Michael Fennelly and Michael Rice have a full championship match behind them after being troubled for ages by injury. They can only get better, stronger, faster, thereby becoming more influential in terms of how they can bring their many attributes to bear on matches. Having two players of their undoubted class and physical strength back in harness is a huge, huge boost.
The return to full health of J.J. Delaney and Colin Fennelly has to be comforting news too. Could it be that after a season blighted by injury, luck is turning for Kilkenny as the season reaches the business end of things?

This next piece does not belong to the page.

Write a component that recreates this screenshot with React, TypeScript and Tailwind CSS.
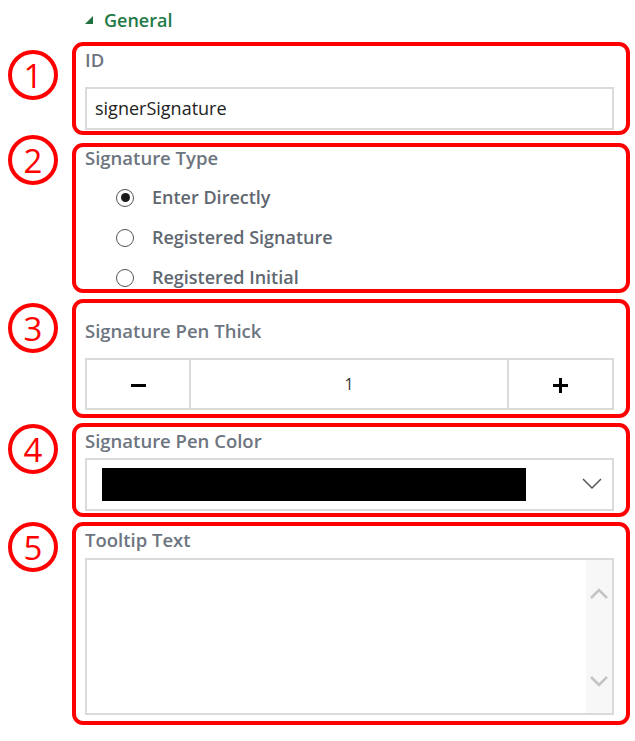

Remember too, the great form shown by T.J. Reid against Limerick. Another plus! The thing now is, do the selectors play him from the start or let him loose during the action, when he appears to dig out his best returns. From in training will most probably be the deciding factor, as it always is!
Hogan a big loss
The suspension of Richie Hogan is going to be a big loss against Tipperary. He is not only a score getter, but also a great creator of chances and space and someone who can be played in a variety of positions. Few are blessed with his natural talent, a talent that was showcased in the absolutely magnificent goal he scored in the All-Ireland final against Tipp last year. Finishers like that are few and far between.
As in the case of an injured player, Kilkenny must move on. They must play with the hand they have, not the one they would like.
Sunday week promises to be another wonderful hurling day. Tipperary, the Munster champions, are working away trying to perfect their game. Kilkenny, the National League champions, are doing likewise.
What has gone before in the championship – even the spirit lifting win over Limerick – won’t matter when the ball is thrown in. As Mr Cody might say “it’s all on the day, and either team is capable of beating the other”. You had better believe it!